In this capture for packet number 247 observed, a mark which represents packet no 251 Ack that packet.

1.3.2 In the  Capture:

What is this relative sequence number, instead of showing the true value, that 4 Bytes value in TCP header, instead of its starts with Zero?

It’s a little bit easier to understand that number. If we need that original number back, what we need to do, in TCP header protocol preference, uncheck the relative sequence number. You will get the exact value. Which is the long convocating number.

Basically, the function is exactly the same.
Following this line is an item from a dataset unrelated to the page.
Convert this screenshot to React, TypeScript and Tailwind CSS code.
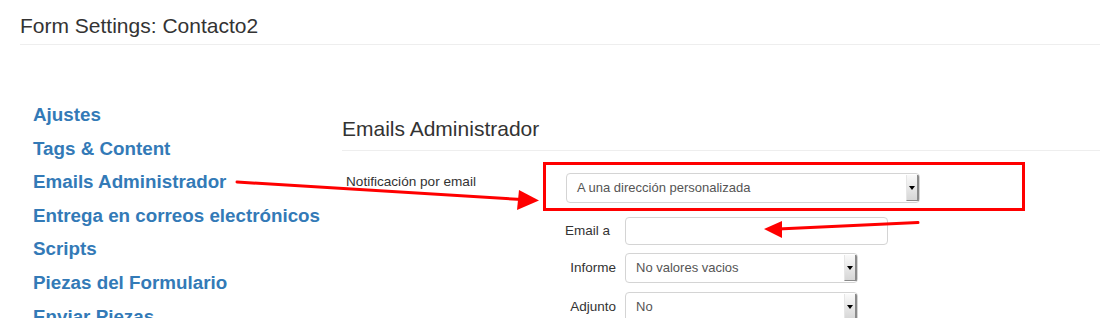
import React from 'react';

const NAV_ITEMS = [
  'Ajustes',
  'Tags & Content',
  'Emails Administrador',
  'Entrega en correos electrónicos',
  'Scripts',
  'Piezas del Formulario',
  'Enviar Piezas',
];

// select nativo estilo antiguo con botón gris a la derecha
const FakeSelect: React.FC<{ value: string; width: string }> = ({ value, width }) => (
  <div className={`${width} h-[30px] flex items-stretch rounded-[4px] border border-[#d4d4d4] bg-white overflow-hidden`}>
    <div className="flex-1 flex items-center pl-[10px] text-[13px] text-[#555]">{value}</div>
    <div className="w-[13px] my-[1px] flex items-center justify-center bg-gradient-to-b from-[#fafafa] to-[#d6d6d6] border-r-2 border-b border-[#8a8a8a] border-l border-l-[#e6e6e6]">
      <div className="w-0 h-0 border-l-[3px] border-r-[3px] border-t-[4px] border-l-transparent border-r-transparent border-t-black" />
    </div>
  </div>
);

const App: React.FC = () => {
  return (
    <div className="relative w-[1100px] h-[318px] overflow-hidden bg-white font-['Liberation_Sans',Arial,sans-serif]">
      {/* cabecera */}
      <div className="ml-[20px] pt-[14px] pb-[6px] border-b border-[#eeeeee]">
        <h1 className="text-[21px] leading-[24px] text-[#333]">Form Settings: Contacto2</h1>
      </div>

      <div className="flex">
        {/* menú lateral */}
        <nav className="w-[342px] pl-[33px] pt-[53px] flex flex-col">
          {NAV_ITEMS.map(item => (
            <a key={item} className="block text-[18.8px] leading-[33.6px] font-bold text-[#337ab7] whitespace-nowrap">
              {item}
            </a>
          ))}
        </nav>

        {/* contenido */}
        <div className="flex-1 pt-[72px]">
          <div className="pb-[9px] border-b border-[#eeeeee]">
            <h2 className="text-[21px] leading-[24px] text-[#333]">Emails Administrador</h2>
          </div>

          <div className="mt-[11px] flex items-start">
            <label className="w-[201px] pl-[4px] pt-[12px] text-[13.6px] leading-[16px] text-[#333] whitespace-nowrap">
              Notificación por email
            </label>
            <div className="w-[482px] h-[49px] border-[3px] border-[#ff0000] pl-[20px] pt-[8px]">
              <FakeSelect value="A una dirección personalizada" width="w-[354px]" />
            </div>
          </div>

          <div className="mt-[6px] flex items-center gap-[9px]">
            <label className="w-[274px] pr-[6px] text-right text-[13.5px] text-[#333]">Email a</label>
            <div className="w-[263px] h-[28px] rounded-[4px] border border-[#d4d4d4] bg-white" />
          </div>

          <div className="mt-[8px] flex items-center gap-[9px]">
            <label className="w-[274px] text-right text-[13.5px] text-[#333]">Informe</label>
            <FakeSelect value="No valores vacios" width="w-[233px]" />
          </div>

          <div className="mt-[9px] flex items-center gap-[9px]">
            <label className="w-[274px] text-right text-[13.5px] text-[#333]">Adjunto</label>
            <FakeSelect value="No" width="w-[233px]" />
          </div>
        </div>
      </div>

      {/* flechas de anotación */}
      <svg className="absolute left-0 top-0 pointer-events-none" width="1100" height="318" viewBox="0 0 1100 318">
        <line x1="237" y1="182" x2="522" y2="199.5" stroke="#ff0000" strokeWidth="3" strokeLinecap="round" />
        <polygon points="539,200.5 519,190 517,210" fill="#ff0000" />
        <line x1="918" y1="222.5" x2="778" y2="229" stroke="#ff0000" strokeWidth="3" strokeLinecap="round" />
        <polygon points="764,229 782,221 782,238" fill="#ff0000" />
      </svg>
    </div>
  );
};

export default App;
Sequence numbers track bytes in each direction of the connection, so this is a way a client or server connection sending data onto the wire and keeps track of what has been sent. And also what been acknowledge

In this way, we can retransmit something that is lost, and we can keep track of how much data has been sent.

When taking that sequence number 1, add the TCP segment length, now it will give the next sequence number that we will be sending in that direction.

Note:

When TCP segment length is 0, So when I send the next packet it will be the same. These are the useful features provide by Wireshark.

1.3.3 For example :

If we see a gap in the sequence number, Wireshark can let me know, these segments “TCP previous segment not captured”. Fundamentally client knows something is missing.